COACH TROTZ: I don't know if we did anything particularly well in the neutral zone. I just thought we were checking with our feet. We had numbers, we had good sticks. We were hard on the puck. I thought our changes with our chip length was really good. We kept pushing it north, if you will, making good decisions with the puck. I don't think we changed a whole lot. We were very, very diligent in all areas of our game.

Q. And the ice conditions were a big topic after Game 1. Did you feel that in Game 2 the ice conditions improved or were about the same?
COACH TROTZ: No, they were much better. As I said, Game 1, the new logos and the fresh ice, because of everything that goes in with the finals, the ice broke down real quickly. But Dan Craig and his staff -- as I said, they're the best in the world. They worked all night overtime to make sure the ice is very good. You think about a full rink, 100 degrees outside, and a situation where it's in a warm environment, which is not always the best for ice. I thought the ice was outstanding last night compared to Game 1.

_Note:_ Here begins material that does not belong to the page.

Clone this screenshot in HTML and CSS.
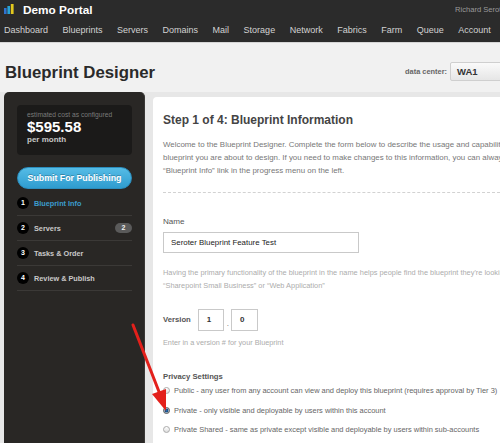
FILE: index.html
```html
<!DOCTYPE html>
<html>
<head>
<meta charset="utf-8">
<title>Blueprint Designer</title>
<link rel="stylesheet" href="styles.css">
</head>
<body>
<header class="topbar">
  <div class="brand-row">
    <svg class="logo" width="11" height="10" viewBox="0 0 11 10">
      <rect x="0" y="4" width="2.6" height="6" fill="#2f74d0"/>
      <rect x="3.4" y="2" width="2.6" height="8" fill="#26a3d6"/>
      <rect x="6.8" y="0" width="2.8" height="10" fill="#e2c81e"/>
    </svg>
    <span class="brand">Demo Portal</span>
    <span class="user">Richard Seroter</span>
  </div>
  <nav class="nav">
    <span>Dashboard</span>
    <span>Blueprints</span>
    <span>Servers</span>
    <span>Domains</span>
    <span>Mail</span>
    <span>Storage</span>
    <span>Network</span>
    <span>Fabrics</span>
    <span>Farm</span>
    <span>Queue</span>
    <span>Account</span>
  </nav>
</header>

<div class="title-row">
  <h1>Blueprint Designer</h1>
  <div class="dc">
    <span class="dc-label">data center:</span>
    <div class="dc-select">WA1</div>
  </div>
</div>

<div class="content">
  <aside class="sidebar">
    <div class="cost">
      <div class="cost-caption">estimated cost as configured</div>
      <div class="cost-value">$595.58</div>
      <div class="cost-period">per month</div>
    </div>
    <div class="submit">Submit For Publishing</div>
    <ul class="steps">
      <li class="step active"><span class="num">1</span><span class="step-label">Blueprint Info</span></li>
      <li class="step"><span class="num">2</span><span class="step-label">Servers</span><span class="badge">2</span></li>
      <li class="step"><span class="num">3</span><span class="step-label">Tasks &amp; Order</span></li>
      <li class="step"><span class="num">4</span><span class="step-label">Review &amp; Publish</span></li>
    </ul>
  </aside>

  <main class="panel">
    <h2>Step 1 of 4: Blueprint Information</h2>
    <p class="intro">Welcome to the Blueprint Designer. Complete the form below to describe the usage and capabilities of the<br>blueprint you are about to design. If you need to make changes to this information, you can always click the<br>“Blueprint Info” link in the progress menu on the left.</p>
    <div class="divider"></div>

    <div class="label">Name</div>
    <div class="field">Seroter Blueprint Feature Test</div>
    <p class="help">Having the primary functionality of the blueprint in the name helps people find the blueprint they're looking for, such as<br>“Sharepoint Small Business” or “Web Application”</p>

    <div class="version-row">
      <span class="label-bold">Version</span>
      <div class="vbox">1</div>
      <span class="vdot">.</span>
      <div class="vbox vbox2">0</div>
    </div>
    <p class="help help-version">Enter in a version # for your Blueprint</p>

    <div class="label-bold privacy-title">Privacy Settings</div>
    <div class="radio-row"><span class="radio"></span><span>Public - any user from any account can view and deploy this blueprint (requires approval by Tier 3)</span></div>
    <div class="radio-row"><span class="radio checked"></span><span>Private - only visible and deployable by users within this account</span></div>
    <div class="radio-row"><span class="radio"></span><span>Private Shared - same as private except visible and deployable by users within sub-accounts</span></div>
  </main>
</div>

<svg class="arrow" width="500" height="443" viewBox="0 0 500 443">
  <line x1="133" y1="325" x2="159.5" y2="393" stroke="#e3201b" stroke-width="3" stroke-linecap="round"/>
  <polygon points="166,411 152,394 166,389" fill="#e3201b"/>
</svg>
</body>
</html>
```

FILE: styles.css
```css
html, body {
  margin: 0;
  padding: 0;
  width: 500px;
  height: 443px;
  overflow: hidden;
}

body {
  position: relative;
  background: #f1f1f1;
  font-family: "Liberation Sans", Arial, sans-serif;
  color: #333;
}

/* ---------- top bar ---------- */
.topbar {
  background: #2b2b2b;
  height: 42px;
  border-bottom: 1px solid #d6d6d6;
}

.brand-row {
  display: flex;
  align-items: center;
  height: 20px;
  padding-left: 4px;
}

.logo {
  display: block;
  margin-top: -2px;
}

.brand {
  margin-left: 8px;
  font-size: 11.8px;
  font-weight: bold;
  color: #fff;
  flex: 1;
}

.user {
  width: 45px;
  overflow: hidden;
  white-space: nowrap;
  font-size: 7.6px;
  color: #9a9a9a;
  margin-top: -1px;
}

.nav {
  display: flex;
  gap: 14.5px;
  padding-left: 4px;
  height: 20px;
  align-items: center;
  font-size: 9px;
  color: #d2d2d2;
  white-space: nowrap;
}

/* ---------- title row ---------- */
.title-row {
  display: flex;
  align-items: flex-start;
  height: 49px;
  padding-left: 5px;
}

.title-row h1 {
  margin: 20px 0 0 0;
  font-size: 16.8px;
  line-height: 20px;
  color: #2a2a2a;
  font-weight: bold;
}

.dc {
  margin-left: auto;
  margin-right: -30px;
  margin-top: 19px;
  display: flex;
  align-items: center;
  height: 18px;
}

.dc-label {
  font-size: 7.4px;
  font-weight: bold;
  color: #666;
}

.dc-select {
  margin-left: 3px;
  width: 72px;
  height: 17px;
  line-height: 17px;
  border: 1px solid #cfcfcf;
  border-radius: 2px;
  background: linear-gradient(#fafafa, #e6e6e6);
  padding-left: 6px;
  font-size: 9.5px;
  font-weight: bold;
  color: #333;
}

/* ---------- content ---------- */
.content {
  display: flex;
  align-items: stretch;
  background: #e7e7e7;
  height: 351px;
}

.sidebar {
  margin-left: 4px;
  width: 141px;
  box-sizing: border-box;
  background: #292725;
  border-radius: 5px 5px 0 0;
  border-right: 1px solid #3a3836;
  padding: 13px 12px 0 13px;
}

.cost {
  height: 50px;
  box-sizing: border-box;
  background: #1b1a19;
  border-radius: 4px;
  padding: 6px 0 0 10px;
}

.cost-caption {
  font-size: 6.7px;
  line-height: 8px;
  color: #7a7a7a;
}

.cost-value {
  font-size: 15px;
  line-height: 16px;
  font-weight: bold;
  color: #fff;
}

.cost-period {
  font-size: 8px;
  line-height: 10px;
  font-weight: bold;
  color: #c8c8c8;
}

.submit {
  margin-top: 12px;
  height: 22px;
  box-sizing: border-box;
  border-radius: 11px;
  border: 1px solid #2b8dbd;
  background: linear-gradient(#55bce6, #2f9ccf);
  color: #fff;
  font-size: 8.8px;
  font-weight: bold;
  line-height: 20px;
  text-align: center;
  text-shadow: 0 -1px 0 rgba(0, 0, 0, 0.25);
}

.steps {
  list-style: none;
  margin: 2px 0 0 0;
  padding: 0;
}

.step {
  display: flex;
  align-items: center;
  height: 24px;
  border-bottom: 1px solid #3b3937;
}

.num {
  width: 12px;
  height: 12px;
  border-radius: 50%;
  background: #000;
  color: #fff;
  font-size: 7px;
  font-weight: bold;
  line-height: 12px;
  text-align: center;
}

.step-label {
  margin-left: 5px;
  font-size: 7.3px;
  font-weight: bold;
  color: #c9c9c9;
}

.step.active .step-label {
  color: #3c9ccd;
}

.badge {
  margin-left: auto;
  width: 17px;
  height: 10px;
  border-radius: 5px;
  background: #5a5a5a;
  color: #eee;
  font-size: 7px;
  font-weight: bold;
  line-height: 10px;
  text-align: center;
}

/* ---------- main panel ---------- */
.panel {
  flex: 1;
  margin-left: 8px;
  margin-top: 5px;
  background: #fff;
  border-radius: 4px 0 0 0;
  padding: 16px 0 0 10px;
  overflow: hidden;
  white-space: nowrap;
}

.panel h2 {
  margin: 0;
  font-size: 12px;
  line-height: 14px;
  color: #444;
  font-weight: bold;
}

.intro {
  margin: 10.5px 0 0 0;
  font-size: 7.9px;
  line-height: 13px;
  color: #777;
}

.divider {
  margin-top: 15.5px;
  border-top: 1px dashed #d2d2d2;
}

.label {
  margin-top: 24px;
  font-size: 8.1px;
  line-height: 10px;
  color: #555;
}

.field {
  margin-top: 5px;
  width: 196px;
  height: 21px;
  box-sizing: border-box;
  border: 1px solid #c9c9c9;
  padding-left: 7px;
  font-size: 7.9px;
  line-height: 19px;
  color: #222;
}

.help {
  margin: 12.5px 0 0 0;
  font-size: 7.4px;
  line-height: 13px;
  color: #acacac;
}

.version-row {
  margin-top: 17.5px;
  display: flex;
  align-items: center;
  height: 22px;
}

.label-bold {
  font-size: 7.7px;
  line-height: 10px;
  font-weight: bold;
  color: #555;
}

.vbox {
  margin-left: 7px;
  width: 26px;
  height: 22px;
  box-sizing: border-box;
  border: 1px solid #c9c9c9;
  padding-left: 8px;
  font-size: 8px;
  font-weight: bold;
  line-height: 20px;
  color: #333;
}

.vdot {
  margin-left: 3px;
  font-size: 8px;
  color: #666;
  align-self: flex-end;
  line-height: 14px;
}

.vbox2 {
  margin-left: 2px;
  width: 27px;
}

.help-version {
  margin-top: 7px;
  font-size: 7.3px;
  line-height: 10px;
}

.privacy-title {
  margin-top: 24px;
}

.radio-row {
  display: flex;
  align-items: center;
  height: 19.5px;
  font-size: 7.45px;
  color: #666;
}

.privacy-title + .radio-row {
  margin-top: -1px;
}

.radio {
  width: 7px;
  height: 7px;
  box-sizing: border-box;
  border-radius: 50%;
  border: 1px solid #aaa;
  background: linear-gradient(#fff, #dedede);
  margin-right: 4px;
}

.radio.checked {
  border-color: #555;
  background: radial-gradient(circle, #1b6fb5 0, #1b4f85 40%, #9fb7cc 60%, #e8eef4 100%);
}

.arrow {
  position: absolute;
  left: 0;
  top: 0;
  pointer-events: none;
}
```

Q. Barry, are you guys trapped on your plane right now because of the weather?
COACH TROTZ: Yes. Yes, we are. It's lightning and pouring, and the grounds crew cannot take us off the plane because, obviously, we're not going through a terminal.

Q. Thank you for doing this, then.
COACH TROTZ: So we're grounded in D.C. But our guys are fine. It's another layer of adversity that we have to go through all the time. We always chuckle about it.

Q. Hi, Barry. As good as the PK was at times last night, were you concerned, or are you concerned at all about the number of minors? Five of them were obstruction penalties? Is there anything you guys can do to be more cautious, I guess, against a team with so much speed?
COACH TROTZ: I think the penalties are going to even out a little bit. I thought the -- there was a couple missed on their side. I think they'll leave them out. I'm not that concerned. As the referees go on in the series, they'll see some of the things, the trends on both teams. So I think it will even out.

DAVID KEON: Thanks for joining us and have a great day.